■ **Task instructions**: Retype these lines and no others: the line holding "Generate a component that draws this with React and", the line holding "import React from", and all lines between them. Pictures stay out.

■ **Supplied data**:
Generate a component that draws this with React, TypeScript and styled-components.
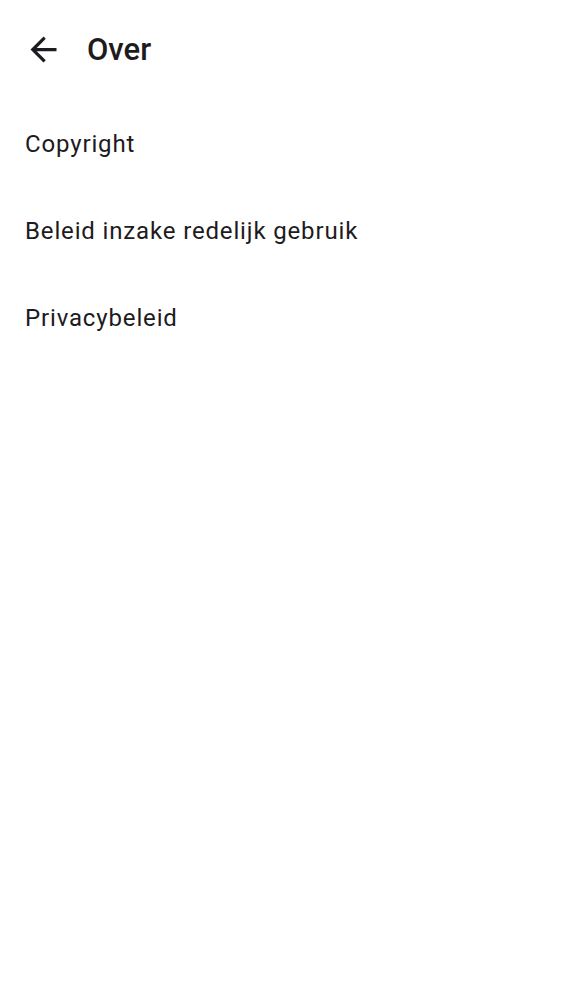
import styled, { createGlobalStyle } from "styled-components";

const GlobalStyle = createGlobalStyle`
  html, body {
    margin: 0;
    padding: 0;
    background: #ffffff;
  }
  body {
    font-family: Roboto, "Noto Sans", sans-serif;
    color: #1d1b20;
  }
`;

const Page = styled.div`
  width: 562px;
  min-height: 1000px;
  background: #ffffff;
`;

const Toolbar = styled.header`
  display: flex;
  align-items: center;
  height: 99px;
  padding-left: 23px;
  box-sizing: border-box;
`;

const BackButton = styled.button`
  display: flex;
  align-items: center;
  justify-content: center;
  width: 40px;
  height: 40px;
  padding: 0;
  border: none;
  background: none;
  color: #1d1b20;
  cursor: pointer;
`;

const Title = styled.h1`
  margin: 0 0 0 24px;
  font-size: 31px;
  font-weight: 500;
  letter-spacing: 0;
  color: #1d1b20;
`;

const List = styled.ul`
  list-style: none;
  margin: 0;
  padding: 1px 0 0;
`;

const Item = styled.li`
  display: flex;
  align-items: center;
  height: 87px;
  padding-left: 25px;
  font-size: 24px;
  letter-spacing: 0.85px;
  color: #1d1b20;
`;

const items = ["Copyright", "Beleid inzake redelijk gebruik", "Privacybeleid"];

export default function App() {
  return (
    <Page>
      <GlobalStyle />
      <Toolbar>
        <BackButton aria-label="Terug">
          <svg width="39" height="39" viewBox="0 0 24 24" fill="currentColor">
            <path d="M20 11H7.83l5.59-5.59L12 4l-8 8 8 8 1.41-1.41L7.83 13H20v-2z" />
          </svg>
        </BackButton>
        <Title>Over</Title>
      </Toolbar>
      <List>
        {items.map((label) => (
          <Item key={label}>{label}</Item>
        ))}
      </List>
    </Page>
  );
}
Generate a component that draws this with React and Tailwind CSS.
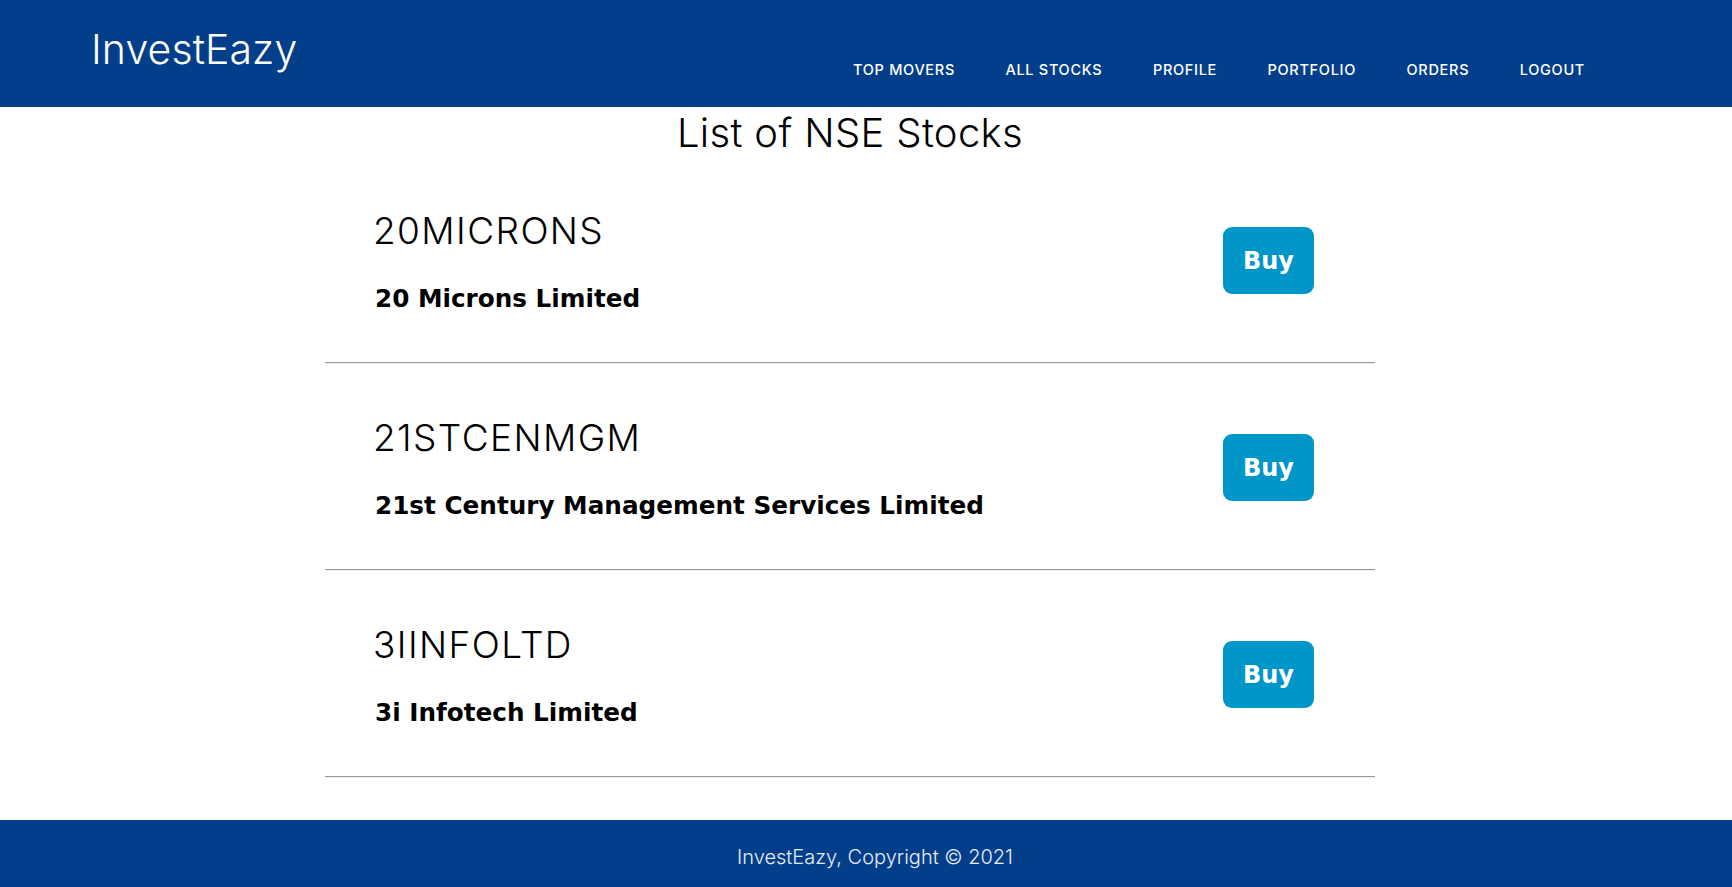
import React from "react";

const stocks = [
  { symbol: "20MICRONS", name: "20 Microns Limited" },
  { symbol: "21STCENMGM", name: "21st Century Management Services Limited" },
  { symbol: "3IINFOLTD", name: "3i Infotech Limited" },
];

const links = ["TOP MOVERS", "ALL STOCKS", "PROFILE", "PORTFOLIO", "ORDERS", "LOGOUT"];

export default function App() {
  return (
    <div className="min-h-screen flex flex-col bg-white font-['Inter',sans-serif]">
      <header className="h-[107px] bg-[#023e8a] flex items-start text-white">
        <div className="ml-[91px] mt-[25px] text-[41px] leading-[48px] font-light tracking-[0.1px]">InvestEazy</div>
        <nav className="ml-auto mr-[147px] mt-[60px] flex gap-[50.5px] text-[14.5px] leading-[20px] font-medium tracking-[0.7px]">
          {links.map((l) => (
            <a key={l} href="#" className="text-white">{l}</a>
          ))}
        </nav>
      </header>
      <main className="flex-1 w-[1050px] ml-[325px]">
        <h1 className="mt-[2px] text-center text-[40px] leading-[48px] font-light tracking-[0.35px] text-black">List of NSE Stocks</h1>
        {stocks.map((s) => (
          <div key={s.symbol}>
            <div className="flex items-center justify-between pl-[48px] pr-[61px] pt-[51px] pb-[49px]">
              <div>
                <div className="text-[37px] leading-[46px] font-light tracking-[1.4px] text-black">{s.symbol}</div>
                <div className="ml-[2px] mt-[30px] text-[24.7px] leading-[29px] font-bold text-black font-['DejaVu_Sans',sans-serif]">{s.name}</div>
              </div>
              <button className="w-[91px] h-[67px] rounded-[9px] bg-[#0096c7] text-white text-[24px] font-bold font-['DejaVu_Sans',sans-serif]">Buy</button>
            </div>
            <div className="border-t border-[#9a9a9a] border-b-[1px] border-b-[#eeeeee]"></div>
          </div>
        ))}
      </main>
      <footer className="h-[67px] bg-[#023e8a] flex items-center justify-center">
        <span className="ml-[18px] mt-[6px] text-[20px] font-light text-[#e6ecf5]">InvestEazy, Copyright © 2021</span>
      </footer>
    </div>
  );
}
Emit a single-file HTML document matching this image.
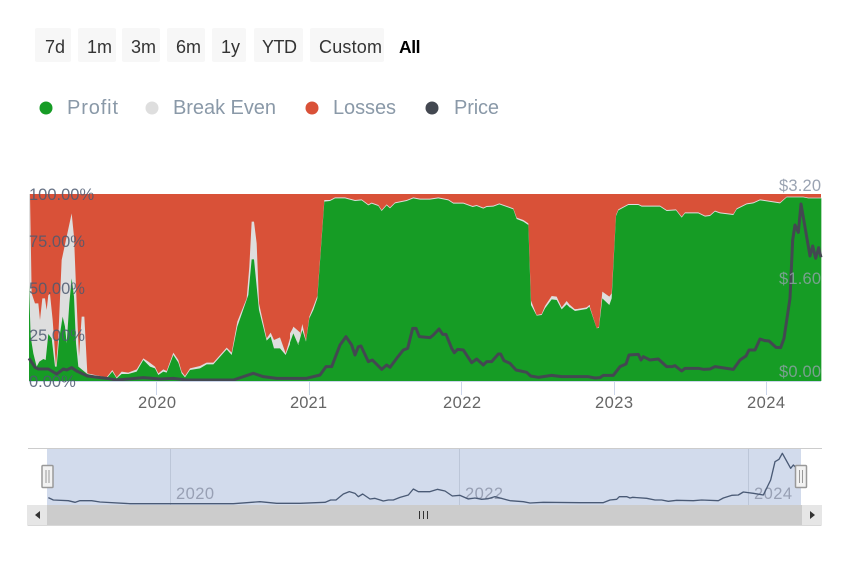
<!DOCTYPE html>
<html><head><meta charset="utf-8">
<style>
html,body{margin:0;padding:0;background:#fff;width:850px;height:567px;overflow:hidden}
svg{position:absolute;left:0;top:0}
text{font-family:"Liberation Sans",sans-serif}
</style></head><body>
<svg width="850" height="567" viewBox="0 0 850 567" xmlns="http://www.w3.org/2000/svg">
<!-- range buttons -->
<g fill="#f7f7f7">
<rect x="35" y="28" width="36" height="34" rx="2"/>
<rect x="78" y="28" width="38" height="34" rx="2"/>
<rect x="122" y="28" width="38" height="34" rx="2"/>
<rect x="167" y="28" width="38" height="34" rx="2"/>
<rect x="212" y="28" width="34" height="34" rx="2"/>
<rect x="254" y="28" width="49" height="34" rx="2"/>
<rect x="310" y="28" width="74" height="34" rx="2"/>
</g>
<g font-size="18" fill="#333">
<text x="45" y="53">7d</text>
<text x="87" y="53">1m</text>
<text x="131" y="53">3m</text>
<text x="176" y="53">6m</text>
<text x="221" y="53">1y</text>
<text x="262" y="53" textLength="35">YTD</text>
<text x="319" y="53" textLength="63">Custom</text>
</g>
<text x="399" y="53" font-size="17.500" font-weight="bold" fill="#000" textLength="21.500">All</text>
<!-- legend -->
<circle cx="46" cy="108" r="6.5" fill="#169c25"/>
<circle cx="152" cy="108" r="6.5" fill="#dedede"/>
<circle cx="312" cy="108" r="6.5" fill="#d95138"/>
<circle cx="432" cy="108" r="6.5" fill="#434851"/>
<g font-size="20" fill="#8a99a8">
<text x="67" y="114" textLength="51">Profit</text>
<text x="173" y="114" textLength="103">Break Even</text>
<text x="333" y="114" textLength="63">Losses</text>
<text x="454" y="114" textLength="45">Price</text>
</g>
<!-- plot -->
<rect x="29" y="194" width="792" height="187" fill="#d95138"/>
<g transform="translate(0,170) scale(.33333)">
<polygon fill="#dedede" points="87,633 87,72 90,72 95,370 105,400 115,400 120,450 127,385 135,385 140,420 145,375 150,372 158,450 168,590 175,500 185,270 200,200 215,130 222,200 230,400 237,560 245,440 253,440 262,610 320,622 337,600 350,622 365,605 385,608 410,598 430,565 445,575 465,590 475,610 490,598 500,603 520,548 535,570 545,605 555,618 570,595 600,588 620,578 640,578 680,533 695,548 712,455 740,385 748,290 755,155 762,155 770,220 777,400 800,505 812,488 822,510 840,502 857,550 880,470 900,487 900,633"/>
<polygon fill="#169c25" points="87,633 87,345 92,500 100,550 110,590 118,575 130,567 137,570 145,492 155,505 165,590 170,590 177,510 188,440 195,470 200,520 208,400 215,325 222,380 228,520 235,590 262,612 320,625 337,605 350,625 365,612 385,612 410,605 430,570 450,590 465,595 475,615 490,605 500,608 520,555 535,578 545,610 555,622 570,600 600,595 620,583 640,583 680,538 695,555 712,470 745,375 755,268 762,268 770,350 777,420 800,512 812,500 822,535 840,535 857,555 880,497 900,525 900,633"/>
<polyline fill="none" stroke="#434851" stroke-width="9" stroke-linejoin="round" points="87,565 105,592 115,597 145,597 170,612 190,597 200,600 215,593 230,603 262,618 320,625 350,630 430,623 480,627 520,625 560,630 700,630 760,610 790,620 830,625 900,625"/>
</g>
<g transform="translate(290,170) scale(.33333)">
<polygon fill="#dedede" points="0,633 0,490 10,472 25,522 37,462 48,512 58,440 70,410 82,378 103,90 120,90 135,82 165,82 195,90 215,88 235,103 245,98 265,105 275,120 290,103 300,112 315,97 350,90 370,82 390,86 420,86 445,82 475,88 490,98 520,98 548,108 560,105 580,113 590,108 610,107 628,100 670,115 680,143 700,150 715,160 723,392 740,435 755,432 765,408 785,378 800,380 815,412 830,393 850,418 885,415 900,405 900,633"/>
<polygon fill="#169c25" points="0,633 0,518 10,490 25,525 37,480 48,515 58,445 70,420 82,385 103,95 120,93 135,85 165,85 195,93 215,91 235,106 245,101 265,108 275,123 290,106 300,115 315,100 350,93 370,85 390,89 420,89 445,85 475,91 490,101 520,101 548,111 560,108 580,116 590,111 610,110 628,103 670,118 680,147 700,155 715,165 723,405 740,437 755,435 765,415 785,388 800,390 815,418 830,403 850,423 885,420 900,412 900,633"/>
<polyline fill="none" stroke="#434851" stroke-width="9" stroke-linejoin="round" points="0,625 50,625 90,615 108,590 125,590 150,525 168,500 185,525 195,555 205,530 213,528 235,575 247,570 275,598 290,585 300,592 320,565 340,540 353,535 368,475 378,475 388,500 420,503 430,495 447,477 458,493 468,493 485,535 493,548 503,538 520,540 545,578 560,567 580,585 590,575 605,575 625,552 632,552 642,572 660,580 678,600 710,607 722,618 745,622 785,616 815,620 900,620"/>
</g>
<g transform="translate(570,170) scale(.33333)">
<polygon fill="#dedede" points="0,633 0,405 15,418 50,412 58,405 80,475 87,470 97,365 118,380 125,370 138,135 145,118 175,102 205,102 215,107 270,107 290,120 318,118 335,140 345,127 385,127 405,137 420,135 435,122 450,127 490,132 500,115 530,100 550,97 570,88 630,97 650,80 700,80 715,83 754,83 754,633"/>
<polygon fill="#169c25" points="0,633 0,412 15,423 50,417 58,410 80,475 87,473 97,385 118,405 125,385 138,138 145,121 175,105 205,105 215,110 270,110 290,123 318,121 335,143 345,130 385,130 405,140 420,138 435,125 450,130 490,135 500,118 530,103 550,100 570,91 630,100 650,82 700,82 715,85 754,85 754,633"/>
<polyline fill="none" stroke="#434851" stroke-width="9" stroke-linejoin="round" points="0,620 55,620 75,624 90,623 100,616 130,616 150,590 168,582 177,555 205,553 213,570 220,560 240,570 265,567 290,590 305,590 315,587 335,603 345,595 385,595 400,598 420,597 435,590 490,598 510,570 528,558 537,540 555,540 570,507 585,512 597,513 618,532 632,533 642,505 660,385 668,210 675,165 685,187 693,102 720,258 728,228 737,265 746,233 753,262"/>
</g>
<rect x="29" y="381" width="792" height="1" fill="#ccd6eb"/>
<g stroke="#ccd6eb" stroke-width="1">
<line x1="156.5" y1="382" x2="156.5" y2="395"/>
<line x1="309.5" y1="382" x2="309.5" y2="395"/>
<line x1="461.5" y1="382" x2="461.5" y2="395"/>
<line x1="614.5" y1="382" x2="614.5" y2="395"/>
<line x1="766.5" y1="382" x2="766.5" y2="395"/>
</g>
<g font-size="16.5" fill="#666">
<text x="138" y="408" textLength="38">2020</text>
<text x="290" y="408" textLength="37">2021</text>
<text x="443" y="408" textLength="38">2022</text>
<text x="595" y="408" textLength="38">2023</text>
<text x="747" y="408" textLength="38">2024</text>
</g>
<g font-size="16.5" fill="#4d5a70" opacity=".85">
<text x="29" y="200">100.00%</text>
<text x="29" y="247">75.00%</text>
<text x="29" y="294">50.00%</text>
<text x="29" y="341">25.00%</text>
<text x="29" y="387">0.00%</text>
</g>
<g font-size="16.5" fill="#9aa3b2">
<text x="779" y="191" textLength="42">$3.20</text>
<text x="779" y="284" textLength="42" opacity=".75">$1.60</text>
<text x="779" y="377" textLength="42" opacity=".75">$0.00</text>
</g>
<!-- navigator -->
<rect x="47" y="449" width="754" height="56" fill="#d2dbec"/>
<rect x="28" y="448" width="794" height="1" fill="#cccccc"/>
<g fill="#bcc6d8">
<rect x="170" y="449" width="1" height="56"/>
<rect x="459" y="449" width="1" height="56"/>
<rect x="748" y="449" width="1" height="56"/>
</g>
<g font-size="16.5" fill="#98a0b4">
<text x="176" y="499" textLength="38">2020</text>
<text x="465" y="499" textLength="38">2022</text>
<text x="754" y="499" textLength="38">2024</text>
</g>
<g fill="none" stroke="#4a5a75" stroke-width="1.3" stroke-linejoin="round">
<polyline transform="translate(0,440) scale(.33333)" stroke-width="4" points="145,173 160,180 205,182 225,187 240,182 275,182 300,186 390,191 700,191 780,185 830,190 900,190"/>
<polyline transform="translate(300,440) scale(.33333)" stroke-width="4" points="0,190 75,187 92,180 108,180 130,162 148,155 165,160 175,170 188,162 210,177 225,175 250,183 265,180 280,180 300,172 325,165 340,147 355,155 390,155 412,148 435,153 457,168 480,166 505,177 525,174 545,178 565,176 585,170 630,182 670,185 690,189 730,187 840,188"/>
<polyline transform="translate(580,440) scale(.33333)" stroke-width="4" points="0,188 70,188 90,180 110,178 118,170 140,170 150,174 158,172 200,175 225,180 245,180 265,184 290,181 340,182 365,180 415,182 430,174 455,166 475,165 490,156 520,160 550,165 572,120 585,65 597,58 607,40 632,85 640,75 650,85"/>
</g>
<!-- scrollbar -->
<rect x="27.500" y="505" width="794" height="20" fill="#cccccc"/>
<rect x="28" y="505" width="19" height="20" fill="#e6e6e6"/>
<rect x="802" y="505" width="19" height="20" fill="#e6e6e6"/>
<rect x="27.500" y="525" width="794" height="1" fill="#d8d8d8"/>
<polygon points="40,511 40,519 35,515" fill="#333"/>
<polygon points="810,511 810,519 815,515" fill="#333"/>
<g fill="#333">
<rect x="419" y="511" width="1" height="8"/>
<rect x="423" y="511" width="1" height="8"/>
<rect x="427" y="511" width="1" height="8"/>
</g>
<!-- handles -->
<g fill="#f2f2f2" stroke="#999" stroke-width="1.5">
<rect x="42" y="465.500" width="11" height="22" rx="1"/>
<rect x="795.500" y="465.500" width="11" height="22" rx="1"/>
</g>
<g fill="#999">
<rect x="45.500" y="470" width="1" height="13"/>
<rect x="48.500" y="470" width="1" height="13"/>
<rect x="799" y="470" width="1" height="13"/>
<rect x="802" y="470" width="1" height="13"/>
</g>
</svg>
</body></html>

■ **Response to the task**:
Generate a component that draws this with React and Tailwind CSS.
import React from "react";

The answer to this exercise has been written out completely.